Pentagon Releases New UAP Videos & Historical Files—Clarity Still Elusive

DoD Drops Latest UAP Document Tranche as Public Scrutiny Intensifies

The U.S. Department of Defense—now operating under the rebranded designation Department of War—has released its latest collection of UAP imagery and supporting historical files, continuing a pattern of incremental disclosure that has defined the government’s approach to unidentified aerial phenomena in recent years. The release was made public on a Friday, following months of pressure from congressional oversight bodies and independent researchers demanding greater transparency.

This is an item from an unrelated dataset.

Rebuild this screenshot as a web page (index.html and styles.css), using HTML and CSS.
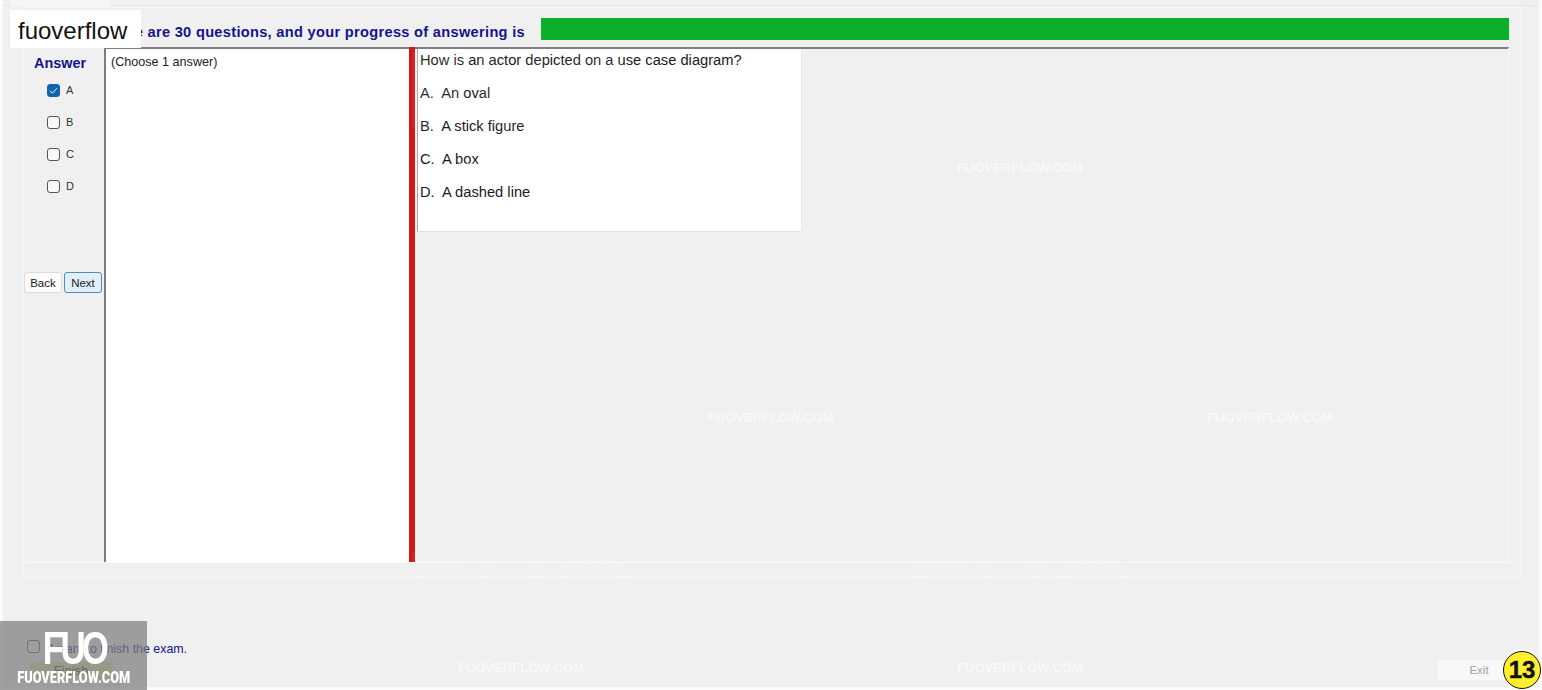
FILE: index.html
```html
<!DOCTYPE html>
<html lang="en">
<head>
    <meta charset="UTF-8">
    <meta name="viewport" content="width=device-width, initial-scale=1.0">
    <title>Exam</title>
    <link rel="stylesheet" href="styles.css">
</head>
<body>
    <div class="window">
        <div class="tab-strip">
            <div class="tab"></div>
        </div>
        <div class="group">
            <div class="progress-row">
                <span class="progress-text">There are 30 questions, and your progress of answering is</span>
                <div class="progress-bar"></div>
            </div>
            <div class="exam-body">
                <div class="answer-col">
                    <div class="answer-title">Answer</div>
                    <label class="option"><span class="check checked"><svg viewBox="0 0 13 13" width="13" height="13"><path d="M3 6.8l2.4 2.4L10 4.2" fill="none" stroke="#fff" stroke-width="1"/></svg></span>A</label>
                    <label class="option"><span class="check"></span>B</label>
                    <label class="option"><span class="check"></span>C</label>
                    <label class="option"><span class="check"></span>D</label>
                    <div class="nav-buttons">
                        <button class="btn">Back</button>
                        <button class="btn btn-active">Next</button>
                    </div>
                </div>
                <div class="choose-pane">(Choose 1 answer)</div>
                <div class="splitter"></div>
                <div class="question-pane">
                    <div class="question-box">
                        <p>How is an actor depicted on a use case diagram?</p>
                        <p>A.&nbsp; An oval</p>
                        <p>B.&nbsp; A stick figure</p>
                        <p>C.&nbsp; A box</p>
                        <p>D.&nbsp; A dashed line</p>
                    </div>
                </div>
            </div>
        </div>
        <div class="footer">
            <div class="finish-col">
                <label class="finish-check"><span class="check check-dark"></span>I want to finish the exam.</label>
                <button class="btn-finish">Finish</button>
            </div>
            <button class="btn-exit">Exit</button>
        </div>
    </div>

    <!-- watermark over the whole page -->
    <div class="wm wm-a"><span class="wm-big">FUO</span><span class="wm-small">FUOVERFLOW.COM</span></div>
    <div class="wm wm-b"><span class="wm-big">FUO</span><span class="wm-small">FUOVERFLOW.COM</span></div>
    <div class="wm wm-c"><span class="wm-big">FUO</span><span class="wm-small">FUOVERFLOW.COM</span></div>
    <div class="wm wm-d"><span class="wm-big">FUO</span><span class="wm-small">FUOVERFLOW.COM</span></div>
    <div class="wm wm-e"><span class="wm-big">FUO</span><span class="wm-small">FUOVERFLOW.COM</span></div>
    <div class="wm wm-f"><span class="wm-big">FUO</span><span class="wm-small">FUOVERFLOW.COM</span></div>
    <div class="wm wm-g"><span class="wm-big">FUO</span><span class="wm-small">FUOVERFLOW.COM</span></div>

    <div class="brand-label">fuoverflow</div>
    <div class="brand-badge">
        <span class="badge-logo">FUO</span>
        <span class="badge-site">FUOVERFLOW.COM</span>
    </div>
    <div class="page-number">13</div>
</body>
</html>
```

FILE: styles.css
```css
* {
    box-sizing: border-box;
}

html, body {
    margin: 0;
    padding: 0;
    height: 690px;
    overflow: hidden;
}

body {
    position: relative;
    background-color: #fbfbfb;
    font-family: 'Liberation Sans', Arial, sans-serif;
    color: #1a1a1a;
}

.window {
    display: flex;
    flex-direction: column;
    width: 1536px;
    height: 687px;
    margin-left: 3px;
    background-color: #f0f0f0;
}

.tab-strip {
    height: 6px;
    border-bottom: 1px solid #e6e6e6;
}

.tab {
    width: 100px;
    height: 6px;
    margin-left: 8px;
    background-color: #f6f6f6;
}

.group {
    display: flex;
    flex-direction: column;
    width: 1500px;
    height: 571px;
    margin: 1px 0 0 19px;
    padding: 9px 12px 0 2px;
    border: 1px solid #f7f7f7;
}

.progress-row {
    display: flex;
    align-items: center;
    justify-content: flex-end;
    gap: 16px;
    height: 23px;
    margin-bottom: 7px;
}

.progress-text {
    margin-top: 6px;
    font-size: 14.6px;
    font-weight: bold;
    letter-spacing: 0.31px;
    color: #14148c;
    white-space: nowrap;
}

.progress-bar {
    width: 968px;
    height: 22px;
    background-color: #0bb02a;
}

.exam-body {
    display: flex;
    height: 516px;
    border-top: 2px solid #808080;
    border-bottom: 1px solid #fafafa;
    border-right: 1px solid #fafafa;
}

.answer-col {
    display: flex;
    flex-direction: column;
    width: 79px;
    margin-top: -2px;
    background-color: #f0f0f0;
}

.answer-title {
    margin: 8px 0 3px 9px;
    font-size: 14.4px;
    font-weight: bold;
    color: #14148c;
}

.option {
    display: flex;
    align-items: center;
    gap: 6px;
    height: 32px;
    padding-left: 22px;
    font-size: 11px;
    color: #333333;
}

.check {
    display: inline-block;
    width: 13px;
    height: 13px;
    background-color: #f8f8f8;
    border: 1px solid #555555;
    border-radius: 3px;
}

.check.checked {
    background-color: #0f64ac;
    border-color: #0f64ac;
}

.check svg {
    display: block;
    margin: -1px;
}

.nav-buttons {
    display: flex;
    gap: 2px;
    margin: 70px 0 0 -1px;
}

.btn {
    width: 38px;
    height: 21px;
    padding: 0;
    background-color: #fbfbfb;
    border: 1px solid #dcdcdc;
    border-radius: 3px;
    font-family: inherit;
    font-size: 11.5px;
    color: #222222;
}

.btn-active {
    background-color: #e1f0f8;
    border: 1px solid #4f8fb3;
}

.choose-pane {
    width: 305px;
    padding: 6px 5px;
    background-color: #ffffff;
    border-left: 2px solid #7d7d7d;
    font-size: 12.6px;
    color: #222222;
}

.splitter {
    width: 6px;
    background-color: #d01818;
    margin-top: -2px;
}

.question-pane {
    flex: 1;
    padding-left: 2px;
}

.question-box {
    width: 385px;
    height: 183px;
    padding: 3px 2px;
    background-color: #ffffff;
    border-left: 1px solid #a8a8a8;
    border-bottom: 1px solid #e2e2e2;
    border-right: 1px solid #e8e8e8;
    font-size: 14.7px;
    color: #1a1a1a;
}

.question-box p {
    margin: 0 0 16px;
    line-height: 17px;
}

.footer {
    display: flex;
    flex: 1;
    justify-content: space-between;
    align-items: flex-end;
    padding: 0 19px 7px 24px;
}

.finish-col {
    display: flex;
    flex-direction: column;
    margin-bottom: 1px;
}

.finish-check {
    display: flex;
    align-items: center;
    gap: 10px;
    font-size: 12.4px;
    color: #14148c;
}

.finish-check .check {
    margin-top: -5px;
}

.check-dark {
    background-color: transparent;
}

.btn-finish {
    width: 82px;
    height: 17px;
    margin: 6px 0 0 3px;
    padding: 0;
    background-color: #d8e6a0;
    border: none;
    font-family: inherit;
    font-size: 13px;
    color: #333333;
}

.btn-exit {
    width: 82px;
    height: 20px;
    padding: 0;
    background-color: #f8f8f8;
    border: none;
    font-family: inherit;
    font-size: 11.5px;
    color: #a0a0a0;
}

.wm {
    position: absolute;
    display: flex;
    flex-direction: column;
    align-items: center;
    width: 230px;
    pointer-events: none;
}

.wm-big {
    height: 110px;
    font-size: 110px;
    line-height: 110px;
    font-weight: bold;
    color: rgba(255, 255, 255, 0.07);
}

.wm-small {
    margin-top: 15px;
    font-size: 13px;
    font-weight: bold;
    color: rgba(255, 255, 255, 0.55);
    filter: blur(0.5px);
}

.wm-a { left: 406px; top: 35px; }
.wm-b { left: 905px; top: 35px; }
.wm-c { left: 155px; top: 285px; }
.wm-d { left: 656px; top: 285px; }
.wm-e { left: 1155px; top: 285px; }
.wm-f { left: 406px; top: 535px; }
.wm-g { left: 905px; top: 535px; }

.brand-label {
    position: absolute;
    left: 10px;
    top: 10px;
    width: 131px;
    height: 38px;
    padding-left: 8px;
    background-color: #ffffff;
    font-size: 24px;
    line-height: 42px;
    color: #111111;
}

.brand-badge {
    position: absolute;
    left: 0;
    top: 621px;
    display: flex;
    flex-direction: column;
    align-items: center;
    width: 147px;
    height: 69px;
    background-color: rgba(125, 125, 125, 0.72);
    color: #ffffff;
    font-weight: bold;
}

.badge-logo {
    height: 42px;
    margin: 5px 0 0 1px;
    font-size: 46px;
    line-height: 44px;
    letter-spacing: -5px;
    transform: scaleX(0.76);
}

.badge-site {
    font-family: 'Roboto', sans-serif;
    font-size: 16px;
    font-weight: 900;
    transform: scaleX(0.8);
    white-space: nowrap;
}

.page-number {
    position: absolute;
    left: 1503px;
    top: 651px;
    width: 38px;
    height: 38px;
    background-color: #ffef2e;
    border: 1.5px solid #111111;
    border-radius: 50%;
    box-shadow: 0 0 0 2px #f8f8f8;
    font-size: 24px;
    font-weight: bold;
    line-height: 36px;
    text-align: center;
    color: #111111;
    -webkit-text-stroke: 0.4px #111111;
}
```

What the New Materials Contain

The newly released package includes previously unseen UAP video footage alongside a selection of historical documents drawn from military and intelligence archives. While the exact provenance of each item remains under review by independent analysts, the release represents one of the more substantive dumps of raw material to enter the public domain since the landmark 2021 ODNI preliminary assessment on UAP. Early reviewers note the footage spans multiple operational environments, including airborne sensor data consistent with naval aviation platforms.

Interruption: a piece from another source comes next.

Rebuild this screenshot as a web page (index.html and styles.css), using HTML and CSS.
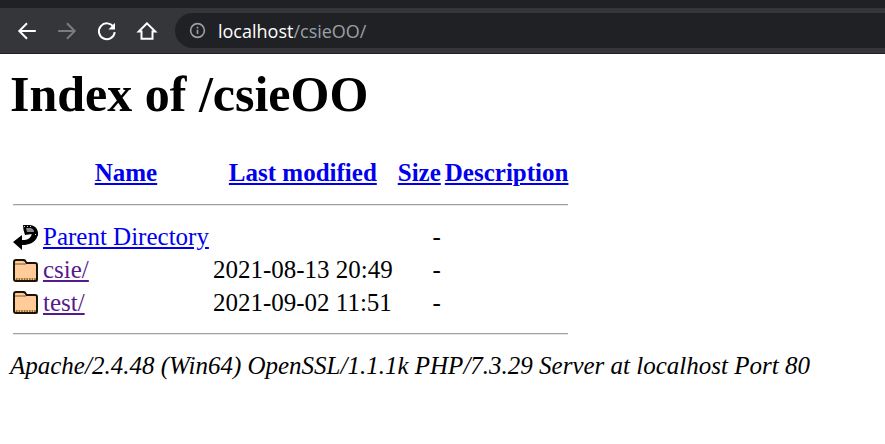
FILE: index.html
```html
<!DOCTYPE html>
<html lang="en">
<head>
    <meta charset="UTF-8">
    <title>Index of /csieOO</title>
    <link rel="stylesheet" href="styles.css">
</head>
<body>

<div class="tabstrip"></div>

<div class="toolbar">
    <div class="nav">
        <svg class="nav-icon" viewBox="0 0 20 20"><path d="M18 10H3.5M10 3l-7 7 7 7"/></svg>
        <svg class="nav-icon off" viewBox="0 0 20 20"><path d="M2 10h14.5M10 3l7 7-7 7"/></svg>
        <svg class="nav-icon" viewBox="0 0 20 20"><path d="M16 6.5A7.2 7.2 0 1 0 17 11"/><path class="solid" d="M17.3 2.6v6h-6z"/></svg>
        <svg class="nav-icon" viewBox="0 0 20 20"><path d="M10 3 2.5 10.5H5V17h10v-6.5h2.5z"/></svg>
    </div>
    <div class="address">
        <svg class="info" viewBox="0 0 16 16"><circle cx="8" cy="8" r="6.5"/><path d="M8 7.2v4.2M8 4.4v1.6"/></svg>
        <span class="host">localhost</span><span class="path">/csieOO/</span>
    </div>
</div>

<div class="page">
    <h1>Index of /csieOO</h1>
    <table>
        <tr>
            <th></th>
            <th><a href="#">Name</a></th>
            <th><a href="#">Last modified</a></th>
            <th><a href="#">Size</a></th>
            <th><a href="#">Description</a></th>
        </tr>
        <tr><th colspan="5"><hr></th></tr>
        <tr>
            <td class="icon">
                <svg viewBox="0 0 25 25">
                    <path fill="#000" d="M25 7Q25 18 12 20H9v5L0 17l9-7v5h3q6-1 7-7z"/>
                    <path fill="#000" d="M10 0h7q7 1 8 7v4q-3-2-6-2l-7 1Q10 5 10 0z"/>
                    <path fill="#8a8a8a" d="M13 3h5q3 1 3 4h-7z"/>
                    <path fill="#dddddd" d="M11 1h1v1h-1zM14 1h1v1h-1zM17 1h1v1h-1zM22 9h1v1h-1z"/>
                </svg>
            </td>
            <td><a href="#">Parent Directory</a></td>
            <td></td>
            <td class="size">-</td>
            <td></td>
        </tr>
        <tr>
            <td class="icon">
                <svg viewBox="0 0 25 25">
                    <use href="#folder"/>
                </svg>
            </td>
            <td><a class="seen" href="#">csie/</a></td>
            <td>2021-08-13 20:49</td>
            <td class="size">-</td>
            <td></td>
        </tr>
        <tr class="short">
            <td class="icon">
                <svg viewBox="0 0 25 25">
                    <use href="#folder"/>
                </svg>
            </td>
            <td><a class="seen" href="#">test/</a></td>
            <td>2021-09-02 11:51</td>
            <td class="size">-</td>
            <td></td>
        </tr>
        <tr><th colspan="5"><hr></th></tr>
    </table>
    <address>Apache/2.4.48 (Win64) OpenSSL/1.1.1k PHP/7.3.29 Server at localhost Port 80</address>
</div>

<svg class="defs">
    <g id="folder">
        <path fill="#1a1408" d="M3 1h8q2 0 3 3h8q3 0 3 3v15q0 2-2 2H3q-3 0-3-3V4q0-3 3-3z"/>
        <path fill="#ffcc99" d="M3 3h7q2 0 3 3h9q1 0 1 1v14q0 1-1 1H3q-1 0-1-1V4q0-1 1-1z"/>
        <path fill="none" stroke="#7a5a30" stroke-width="1" d="M2 6h11"/>
        <path fill="none" stroke="#7a4a10" stroke-width="1.6" stroke-dasharray="1.6 1" d="M3 21h20"/>
    </g>
</svg>

</body>
</html>
```

FILE: styles.css
```css
body {
    margin: 0;
    background-color: #ffffff;
    color: #000000;
    font-family: "Liberation Serif", serif;
    font-size: 25px;
}
.tabstrip {
    height: 8px;
    background-color: #202124;
}
.toolbar {
    display: flex;
    align-items: center;
    height: 45px;
    padding-left: 16px;
    background-color: #35363a;
    border-bottom: 1px solid #202124;
}
.nav {
    display: flex;
    gap: 18px;
    width: 159px;
}
.nav-icon {
    width: 22px;
    height: 22px;
    fill: none;
    stroke: #ffffff;
    stroke-width: 1.8;
}
.nav-icon.off {
    stroke: #7b7c7f;
}
.nav-icon .solid {
    fill: #ffffff;
    stroke: none;
}
.address {
    flex: 1;
    display: flex;
    align-items: center;
    height: 35px;
    padding-left: 14px;
    background-color: #202124;
    border-radius: 18px 0 0 18px;
    font-family: "Open Sans", sans-serif;
    font-size: 18px;
}
.info {
    width: 17px;
    height: 17px;
    margin-right: 12px;
    fill: none;
    stroke: #9aa0a6;
    stroke-width: 1.5;
}
.host {
    color: #ffffff;
}
.path {
    color: #9aa0a6;
}
.page {
    padding: 0 10px;
}
h1 {
    margin: 11px 0 32px;
    font-size: 50px;
    line-height: 58px;
}
table {
    margin-left: -1px;
    border-spacing: 3px;
}
th, td {
    padding: 1px;
    line-height: 28px;
}
.short td {
    line-height: 27px;
}
th:nth-child(2), td:nth-child(2) {
    padding-right: 0;
}
th:nth-child(5) {
    padding-left: 0;
}
a {
    color: #0000ee;
}
a.seen {
    color: #551a8b;
}
td.icon {
    padding: 0 1px;
    line-height: 0;
}
.icon svg {
    width: 25px;
    height: 25px;
}
.size {
    text-align: right;
    padding-right: 1px;
}
hr {
    margin: 12px 0;
    border: 0;
    border-top: 1px solid #a0a0a0;
    border-bottom: 1px solid #e8e8e8;
}
address {
    line-height: 29px;
}
.defs {
    display: none;
}
```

Clarity Remains the Central Challenge

Despite the volume of material, subject matter experts and investigative journalists who reviewed the files caution that resolution—both literal and analytical—remains frustratingly low. Video artifacts, compression degradation, and absent metadata continue to hamper definitive characterization of the objects depicted. The phrase ‘clarity remains elusive’ has become something of an unofficial motto for Pentagon UAP releases, reflecting a pattern in which disclosure volume does not necessarily translate into disclosure quality.

Intelligence Assessment

From an analytical standpoint, the release is significant for several reasons. First, the continued willingness of the DoD to release imagery, even ambiguous imagery, signals ongoing institutional pressure from both legislative mandates and the All-domain Anomaly Resolution Office (AARO). Second, the historical files component may prove more valuable over time than the video footage, as archival documents can provide contextual anchoring for modern cases. Third, the timing and framing of the release—on a Friday, with minimal press engagement—follows a well-documented pattern of minimizing immediate media impact while technically fulfilling transparency obligations.

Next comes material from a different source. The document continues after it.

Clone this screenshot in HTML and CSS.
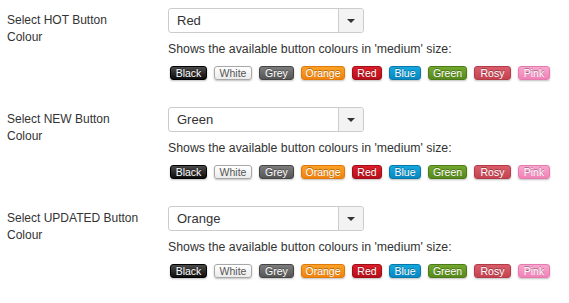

What Analysts Are Watching

Intelligence analysts tracking the UAP disclosure arc are particularly focused on whether any of the historical documents corroborate witness testimony from legacy cases, or whether they introduce new data points about UAP behavior, flight characteristics, or geographic clustering. The absence of accompanying technical analysis from AARO in this release is itself a data point worthy of note. Observers will also be watching congressional reaction closely, as lawmakers on key oversight committees have grown increasingly vocal about the adequacy of executive branch cooperation on UAP matters.

This release should be considered a baseline data event—important for the archive, but unlikely to resolve core questions about UAP origins, capabilities, or the degree to which the U.S. government possesses information not yet entered into the public record. Continued FOIA litigation and independent analysis remain the most productive vectors for advancing understanding.